The original library was housed in two rooms of the community building, which was located on Rockford Street in an old house that once belonged to William Merritt Jr., directly across the street from what is now the Mount Airy Public Library, in the location of the police department. It was open from 1930 to 1971.

The first library expanded from two rooms and later added a work area for repair of books, a children’s book room, a local history room, and even a hallway which was filled “floor to ceiling with books,” according to a column written by R.J. Berrier for The Mount Airy News in September of 1990.

Branch Librarian Pat Gwyn said most of the books in the original library were collected by the woman’s league from members of the community. Funds were raised for the library through popular magazine subscription sales. The first library began with 2,000 books, according to a January 1961 article in The Mount Airy News.

Many in the community fondly remembered Librarian Louise Ball, whom Berrier described as “the perfect picture of a librarian.” Berrier said Mrs. Ball “Was the Mount Airy Public Library. She enforced the dictum that ‘Silence was golden.’ She was a disciplinarian without peer. She ran the library with firmness, kindness, affection, and understanding.”

During the times of the Great Depression and World War II, the government did not provide much money to the library, and Mrs. Ball was known to purchase new books with her own money. At that time, the library had a rental shelf, and there was a small fee to rent the new books. After interest lessened, the book would be added to the free shelves.

The first library was outgrown quickly, said Gwyn, who had only worked there for one month before the library began its move to a new location: the Sparger/Kochtitzky House on West Pine Street, which has since been used as a day care facility as well as a private home. Gwyn was still in high school when she began working for the library. In fact, she missed the move because she was on a trip with her high school class to Washington, D.C.

The Sparger/Kochtitzky House was donated to the library by Mrs. E.H. Kochtitzky — she willed the property to the library after she passed away, either for use as a library or as a way to gain funds by selling the old home.

Many area residents recalled the “book lift” in 1971, where area residents, schoolchildren, boy and girl scouts, and Woman’s League and Junior League members carried all the books from the old location at the Merritt house to the new location, assisted by Mount Airy police officers who conducted traffic. The “book lift” was described by R.J. Berrier in a September 1990 article of the Mount Airy News as a group of library supporters who ranged in ages from toddler to senior citizens, many who carried books by the arm load.
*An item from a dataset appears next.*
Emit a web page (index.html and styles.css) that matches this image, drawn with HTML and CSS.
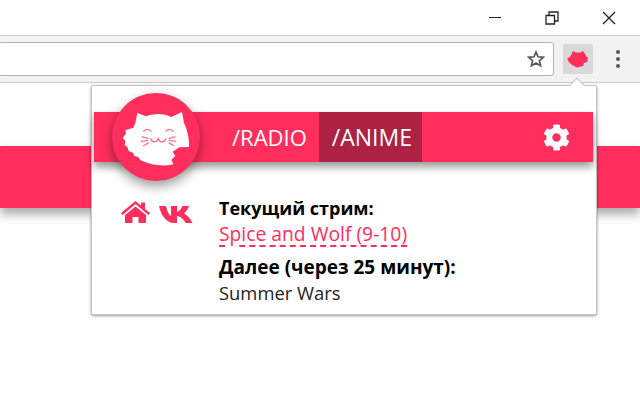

Gwyn said she still has library patrons who come in and tell her they were part of the book move.

“The late Miss Alma Sparger, a retired schoolteacher and Mrs. Kochtitzky’s sister, remembered the move years later, particularly the small children involved…two-and-a-half or three-years-old…carrying one paperback book. They would deposit their burden and immediately head back to the Rockford Street site for another,” wrote Berrier.

Gwyn remembered the Sparger House fondly: “The atmosphere of Mrs. Kochtitzky’s house was great. We did programming outside on the wrap-around porch and the children’s room was completely separated upstairs. The elevator was unique — we did not ride it, but used it to move carts of returned books upstairs for shelving…people often did not know it was there because upstairs it looked like a closet. I loved the staircase and often after a children’s program the kids would be lined to the top with armloads of books to be checked out.”

Gwyn said the entire staff was excited to have more room and the separate rooms of the house had an added bonus: “It was very quaint to have a mystery room, a western room, and a biography room all to themselves. Later, when we moved to the current location, these genres were merged in with all the fiction and that was a loss all on its own.”

The new library opened in 1982, this time with more than 20,000 books. The new library had outgrown the book lift, and a moving company was hired to move all the books and furniture.

The library was a structure built with solar design and in a modern style of architecture, constructed out of Mount Airy granite to match the city’s municipal building next door. At the time of construction it was one of the first libraries using a solar design and was considered one of the finest solar libraries in the nation. It also added a multi-purpose room which continues be widely-utilized.

Board of trustee members hope library patrons and businesses will consider the long history of the Mount Airy Public Library and the impressions it has made on the citizens of this community, and consider making a financial gift to the campaign.